Part IV Listen and relax

Tapescript:

Museums in the United States are shaking off their image of the past as quiet places to contemplate works by the masters. It's still possible to find a quiet gallery in a museum if that's what you want, but younger people who are looking for something more lively, are finding museums have more to offer than ever before.

On a recent Thursday evening this summer, the courtyard outside the Virginia Museum of Fine Arts in Richmond, was rocking to the music of the Red Elvises. The crowd, which numbered 1,800, was more interested in partying, than looking at art.

"I want you to know this man really wanted to be here. He stood out on the street, talking to people until he got a ticket."

"Did you go to the museum, or did you just come for the music?"

"Uh, I go to the .museum about once a year."

"During the winter, but not usually during these concerts."

"I'm guessing this is the place to be on Thursday nights in summer in Richmond, am I right?"

"Absolutely. It is the place to be on Thursday nights in Richmond."

"Why is this a good place to be on Thursday night?"

"Good music, nice setting, fun people, a young crowd, an upwardly mobile crowd, professionals."

In other words, just the type of people the Virginia Museum of Fine Arts would like to see become members. According to Suzanne Hall, who organizes the after-hours programs:

"We did a membership survey, oh, I guess more than 15 years ago, and it came back that the median age for a museum member was over 55 and we thought, we need to think about the young people. And so what we did was develop a program that was youthful and exuberant, and that is called our 'Jumpin' series, and it's music from Celtic Rock to music from Barbados and Cuba, to Cajun music, any variety of music, but different music that hasn't been heard before in Richmond. It does attract a younger audience, and the median age is about 32."

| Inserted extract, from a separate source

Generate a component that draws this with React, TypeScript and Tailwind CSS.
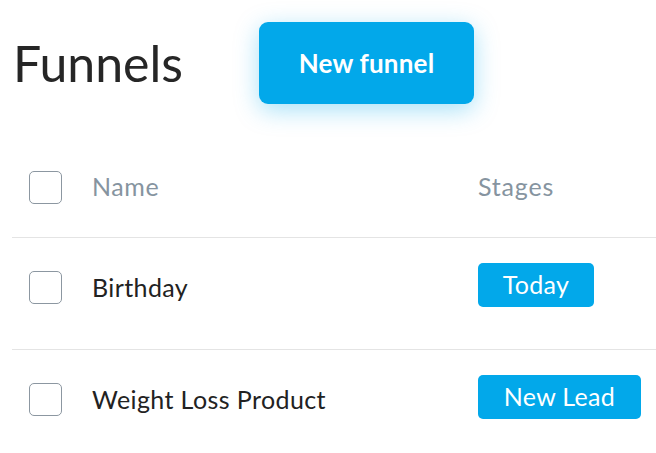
import React from "react";

const Check = () => (
  <div className="w-[33px] h-[33px] rounded-[5px] border border-[#8c97a1] bg-white shrink-0" />
);

const rows = [
  { name: "Birthday", stage: "Today", w: "w-[116px]" },
  { name: "Weight Loss Product", stage: "New Lead", w: "w-[163px]" },
];

export default function App() {
  return (
    <div className="w-[656px] h-[453px] bg-white overflow-hidden" style={{ fontFamily: "Lato, 'Noto Sans', sans-serif" }}>
      <div className="flex items-start h-[137px] pt-[22px]">
        <h1 className="ml-[13px] mt-[11px] text-[50px] leading-[60px] text-[#262626] font-normal w-[246px]">Funnels</h1>
        <button className="w-[215px] h-[82px] rounded-[9px] bg-[#02a8ea] text-white text-[26px] font-bold tracking-[0.2px] shadow-[0_6px_24px_rgba(2,168,234,0.35)]">
          New funnel
        </button>
      </div>
      <div className="flex items-center h-[100px]">
        <div className="ml-[29px]"><Check /></div>
        <div className="ml-[30px] w-[386px] text-[25px] tracking-[0.6px] text-[#8694a0]">Name</div>
        <div className="text-[25px] tracking-[0.8px] text-[#8694a0]">Stages</div>
      </div>
      {rows.map((r) => (
        <div key={r.name} className="ml-[12px] border-t border-[#e4e4e4] h-[112px] pb-[12px] flex items-center">
          <div className="ml-[17px]"><Check /></div>
          <div className="ml-[30px] w-[386px] text-[25px] tracking-[0.4px] text-[#222]">{r.name}</div>
          <div className={`${r.w} h-[44px] mb-[5px] rounded-[5px] bg-[#02a8ea] text-white text-[25px] tracking-[0.3px] flex items-center justify-center`}>
            {r.stage}
          </div>
        </div>
      ))}
    </div>
  );
}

"And has that increased membership in general?"

"Yes it has. The Friends of Art are a young professional support group for the museum, and we have about 700 members in that group, which grew directly out of the 'Jumpin' series."

Few art museums are hosting rock concerts, but several from San Francisco to New York are attracting young patrons with social events, like cocktail parties, and black-tie galas geared specifically to them. In Washington, a number of museums, including the Corcoran Gallery of Art, have formed special groups to cater to young professionals. The Corcoran's "1869" Society, named for the year the museum was founded, has more than 800 members, aged 25 to 45. Eighty-one percent of them are single. Christine Mingis, the museum's member programs coordinator, says social events like Happy Hours and Dancers provide those members with an opportunity to meet new people.

"In D. C. , and in larger urban areas, most folks don't have a great opportunity to network and get together outside of the bar scene, or you know, the tried and true, you know, ways of meeting people. This is a unique opportunity for folks to get together in a very sophisticated setting. Chances are you're going to meet someone with similar interests, most of them are very well traveled, very well read."

Almost all of the "1869" Society members are college graduates, and half hold graduate degrees. And, of course, all of them are interested in the arts. After all, the primary goal of all museum groups like the "1869" Society, is to develop patrons who will support the arts throughout their lives. By mixing lectures and gallery tours with social events, Christine Mingis says they educate the newest generation of arts patrons.